Analyzing data with MapReduce can be a long path, fraught with many Java classes.
KijiExpress is designed to make defining data processing jobs faster and more expressive, particularly for data stored in Kiji tables. KijiExpress allows you to define pipelines of MapReduce jobs easily, particularly when dealing with Kiji tables.
In this tutorial, we demonstrate how to use KijiExpress to analyze your data effectively. You will:
- Quickly and efficiently import data into a KijiTable.
- Define a KijiExpress pipeline that reads from a KijiTable and counts occurances of an event.
- Run KijiExpress jobs locally and verify the output for jobs.
- Work with complex Avro types in pipelines.

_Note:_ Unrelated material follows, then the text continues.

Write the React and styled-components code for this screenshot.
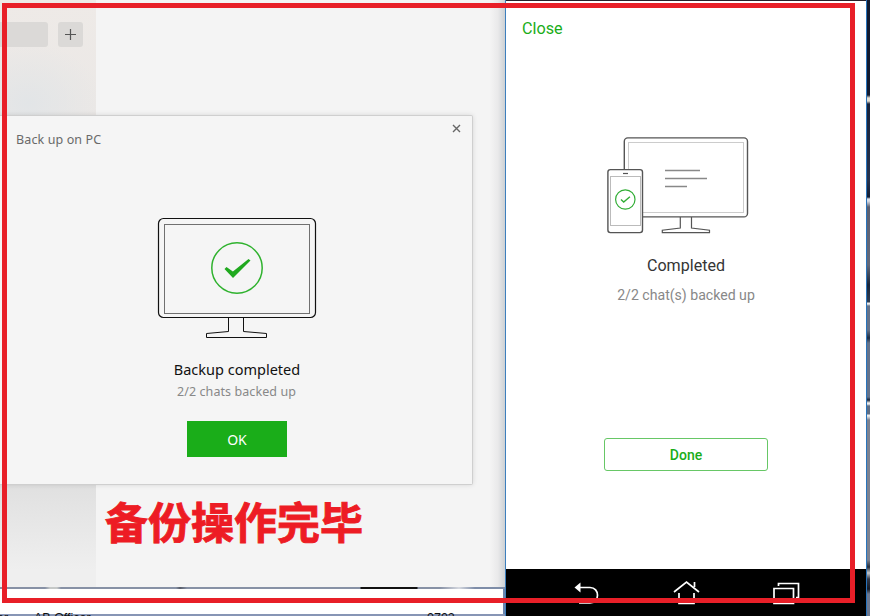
import React from 'react';
import styled, { createGlobalStyle } from 'styled-components';

const GlobalStyle = createGlobalStyle`
  * { box-sizing: border-box; }
  body { margin: 0; background: #fff; }
`;

const green = '#1aad19';

const Screen = styled.main`
  position: relative;
  display: flex;
  width: 870px;
  height: 616px;
  overflow: hidden;
  font-family: 'Noto Sans', sans-serif;
`;

const Desktop = styled.section`
  position: relative;
  display: flex;
  flex-direction: column;
  width: 505px;
  height: 616px;
  background: #6b86ad;
`;

const ChatWindow = styled.div`
  display: flex;
  height: 587px;
  background: linear-gradient(90deg, transparent 490px, #e9e9ea 498px, #cdd1d4 505px), #f4f4f4;
`;

const Sidebar = styled.aside`
  display: flex;
  align-items: flex-start;
  gap: 10px;
  width: 96px;
  padding-top: 22px;
  background:
    radial-gradient(ellipse 75px 60px at 28px 103px, #e2e5e7, transparent),
    linear-gradient(#eeeae7 0, #ebe8e6 115px, #e0e0e0 485px, #efefef 570px);
`;

const SearchField = styled.div`
  width: 48px;
  height: 25px;
  border-radius: 0 3px 3px 0;
  background: #dbd9d7;
`;

const AddButton = styled.button`
  display: grid;
  place-items: center;
  width: 25px;
  height: 25px;
  padding: 0;
  border: 0;
  border-radius: 3px;
  background: #dbd9d7;
`;

const WallpaperLine = styled.div`
  height: 2px;
  background: linear-gradient(90deg, #8791a5 0 45px, #c5c8c7 50px 57px, #8791a5 61px 176px, #555b68 180px, #8791a5 187px 360px, #111 361px 417px, #8791a5 418px 440px, #d5d8df 459px, #7e8da8 475px);
`;

const WindowGap = styled.div`
  height: 25px;
  width: 503px;
  background: #fff;
`;

const Taskbar = styled.div`
  position: relative;
  height: 2px;
  background: #8795b5;
`;

const TaskLabel = styled.span`
  position: absolute;
  left: ${(p) => p.$left}px;
  top: -3px;
  color: #111;
  font: 12.5px/14px 'Liberation Sans', sans-serif;
  white-space: nowrap;
`;

const Dialog = styled.div`
  position: absolute;
  left: 0;
  top: 115px;
  display: flex;
  flex-direction: column;
  align-items: center;
  width: 473px;
  height: 370px;
  border: 1px solid #cfcfcf;
  border-left: 0;
  border-radius: 0 2px 2px 0;
  background: #f5f5f5;
  box-shadow: 0 0 5px rgba(0, 0, 0, 0.12);
`;

const DialogHeader = styled.header`
  display: flex;
  justify-content: space-between;
  width: 100%;
  height: 101px;
  padding: 8px 11px 0 16px;
`;

const DialogTitle = styled.h1`
  margin: 6px 0 0;
  color: #696969;
  font-size: 12.5px;
  font-weight: 400;
  letter-spacing: 0.12px;
  line-height: 20px;
`;

const CloseIcon = styled.svg`
  width: 9px;
  height: 9px;
`;

const DialogArt = styled.svg`
  display: block;
  width: 160px;
  height: 122px;
  margin-left: 2px;
`;

const DialogHeading = styled.h2`
  margin: 20px 0 0 2px;
  color: #111;
  font-size: 14.5px;
  font-weight: 400;
  line-height: 20px;
  white-space: nowrap;
`;

const DialogNote = styled.p`
  margin: 3px 0 0 1px;
  color: #888;
  font-size: 12.5px;
  letter-spacing: 0.08px;
  line-height: 20px;
  white-space: nowrap;
`;

const OkButton = styled.button`
  width: 100px;
  height: 36px;
  margin: 19px 0 0 2px;
  padding: 1px 0 0;
  border: 0;
  background: ${green};
  color: #fff;
  font: 14px/35px 'Noto Sans', sans-serif;
`;

const Phone = styled.section`
  display: flex;
  flex-direction: column;
  width: 361px;
  height: 616px;
  border-left: 1px solid #3d7fbd;
  background: #fff;
  font-family: Roboto, sans-serif;
`;

const PhoneBody = styled.div`
  display: flex;
  flex-direction: column;
  align-items: center;
  height: 569px;
  border-top: 1px solid #28212b;
`;

const CloseLink = styled.button`
  align-self: flex-start;
  height: 24px;
  margin: 16px 0 0 16px;
  padding: 0;
  border: 0;
  background: none;
  color: ${green};
  font: 16.2px/24px Roboto, sans-serif;
`;

const PhoneArt = styled.svg`
  display: block;
  width: 146px;
  height: 102px;
  margin: 93px 16px 0 0;
`;

const PhoneHeading = styled.h2`
  margin: 20px 0 0;
  color: #353535;
  font-size: 16.1px;
  font-weight: 400;
  line-height: 20px;
`;

const PhoneNote = styled.p`
  margin: 9px 0 0;
  color: #888;
  font-size: 14.1px;
  line-height: 20px;
`;

const DoneButton = styled.button`
  width: 164px;
  height: 33px;
  margin-top: 133px;
  padding: 1px 0 0;
  border: 1.5px solid #67c766;
  border-radius: 3px;
  background: #fff;
  color: ${green};
  font: 500 14px/30px Roboto, sans-serif;
`;

const NavBar = styled.nav`
  height: 47px;
  background: #000;
`;

const NavIcons = styled.svg`
  display: block;
  width: 360px;
  height: 47px;
`;

const Wallpaper = styled.div`
  width: 4px;
  height: 616px;
  border-left: 1px solid #2874bc;
  background: linear-gradient(#111a30 0 95px, #e5e0d5 98px 101px, #18223a 104px, #26334e 180px, #111d35 197px, #dbe0ea 199px 201px, #5b6071 207px, #63697a 265px, #18253a 285px, #303e52 302px, #eee 303px 304px, #65738a 306px 330px, #1b2c44 338px, #64738b 343px 397px, #182437 400px, #eee 403px 404px, #5f6e84 406px 414px, #eee 415px 416px, #7c8290 420px 560px, #232b39 567px, #c6c9ce 573px, #33394a 579px, #151a26 589px, #6c7890 594px);
`;

const Caption = styled.div`
  position: absolute;
  left: 105px;
  top: 490px;
  color: #ed1c24;
  font: 700 43px/60px 'Noto Sans CJK SC', sans-serif;
  -webkit-text-stroke: 0.9px #ed1c24;
  white-space: nowrap;
`;

const RedFrame = styled.div`
  position: absolute;
  left: 2px;
  top: 3px;
  width: 853px;
  height: 600px;
  border: 5px solid #e81f28;
  pointer-events: none;
`;

function BackupDialog() {
  return (
    <Dialog>
      <DialogHeader>
        <DialogTitle>Back up on PC</DialogTitle>
        <CloseIcon viewBox="0 0 9 9">
          <path d="M1 1l7 7M8 1L1 8" stroke="#666" strokeWidth="1.4" />
        </CloseIcon>
      </DialogHeader>
      <DialogArt viewBox="157 217 160 122" fill="none" stroke="#111">
        <rect x="158.5" y="218.5" width="157" height="99" rx="5" strokeWidth="1.2" />
        <rect x="164.5" y="224.5" width="145" height="89" stroke="#707070" />
        <path d="M228.5 318v13.5l-22 2v4h60v-4l-23-2V318" />
        <circle cx="237" cy="268" r="25.2" stroke="#2fb22e" strokeWidth="1.5" />
        <path d="M224.5 269l2-2 6.400 4.600L248.500 259l2 1.500L233 278z" fill="#20a91f" stroke="none" />
      </DialogArt>
      <DialogHeading>Backup completed</DialogHeading>
      <DialogNote>2/2 chats backed up</DialogNote>
      <OkButton>OK</OkButton>
    </Dialog>
  );
}

function DevicesDrawing() {
  return (
    <PhoneArt viewBox="605 134 146 102" fill="none" stroke="#555">
      <rect x="624.3" y="137.9" width="123.2" height="79" rx="3.5" strokeWidth="1.4" />
      <rect x="628.5" y="142.5" width="115" height="70" stroke="#ccc" />
      <path d="M665 170.5h35M665 178.5h42M665 186.5h22" stroke="#888" strokeWidth="1.3" />
      <path d="M680.3 217v11l-18 2.2v2.4h47.2v-2.4l-18-2.2v-11" strokeWidth="1.2" />
      <rect x="607.9" y="169.6" width="34.6" height="63" rx="2.5" fill="#fff" strokeWidth="1.4" />
      <rect x="610.5" y="176.5" width="30" height="49" stroke="#bbb" />
      <path d="M623 173.5h5" strokeWidth="1.2" />
      <circle cx="625.3" cy="199.5" r="9.7" stroke="#31ad35" strokeWidth="1.2" />
      <path d="M621 199.5l2.7 2.6 6.2-5.3" stroke="#31ad35" strokeWidth="1.4" />
    </PhoneArt>
  );
}

export default function App() {
  return (
    <>
      <GlobalStyle />
      <Screen>
        <Desktop>
          <ChatWindow>
            <Sidebar>
              <SearchField />
              <AddButton aria-label="New chat">
                <svg width="13" height="13" viewBox="0 0 13 13" stroke="#555" strokeWidth="1.2">
                  <path d="M1 6.5h11M6.5 1v11" />
                </svg>
              </AddButton>
            </Sidebar>
          </ChatWindow>
          <WallpaperLine />
          <WindowGap />
          <Taskbar>
            <TaskLabel $left={-3}>er</TaskLabel>
            <TaskLabel $left={34}>AB Officer</TaskLabel>
            <TaskLabel $left={427}>0702</TaskLabel>
          </Taskbar>
          <BackupDialog />
        </Desktop>
        <Phone>
          <PhoneBody>
            <CloseLink>Close</CloseLink>
            <DevicesDrawing />
            <PhoneHeading>Completed</PhoneHeading>
            <PhoneNote>2/2 chat(s) backed up</PhoneNote>
            <DoneButton>Done</DoneButton>
          </PhoneBody>
          <NavBar>
            <NavIcons viewBox="506 569 360 47" fill="none" stroke="#fff" strokeWidth="1.7">
              <path d="M579 587.5h11c10 0 10 15.500 0 15.500h-11" />
              <path d="M574.5 587.5l6-5v10z" fill="#fff" stroke="none" />
              <path d="M674 592l12.5-10 12.5 10M694.5 587v-5M679 593v10.5h15V593" />
              <path d="M774 588.5h19.5v15H774zM778.5 586v-2.500h20v14h-2.500" />
            </NavIcons>
          </NavBar>
        </Phone>
        <Wallpaper />
        <Caption>备份操作完毕</Caption>
        <RedFrame />
      </Screen>
    </>
  );
}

The tutorial gets you started with the beginnings of a music recommendation engine. The input is in the form of JSON files that contain metadata about songs and users’ listening history. We import this data into Kiji tables.
We start by writing a simple program to the number of times a song is played.
We then show how to calculate the most popular song played after a given song. We do this by splitting the users’ listening history into bigrams of (song1, song2), where song2 was played right after song1. We count these bigrams and for a given song, output a set of songs that followed this one, sorted by the number of times the bigram appeared.
How to Use this Tutorial
- Code Walkthrough - Code snippets are in gray boxes with language specific syntax highlighting.
- Shell Commands - Shell commands to run the above code will be in light blue boxes, and the results in grey.
echo "Hello Kiji"
You can run KijiExpress on compiled jobs or uncompiled scripts. This tutorial will focus on running compiled jobs, but runnable scripts that do the same work as the compiled classes will also be available.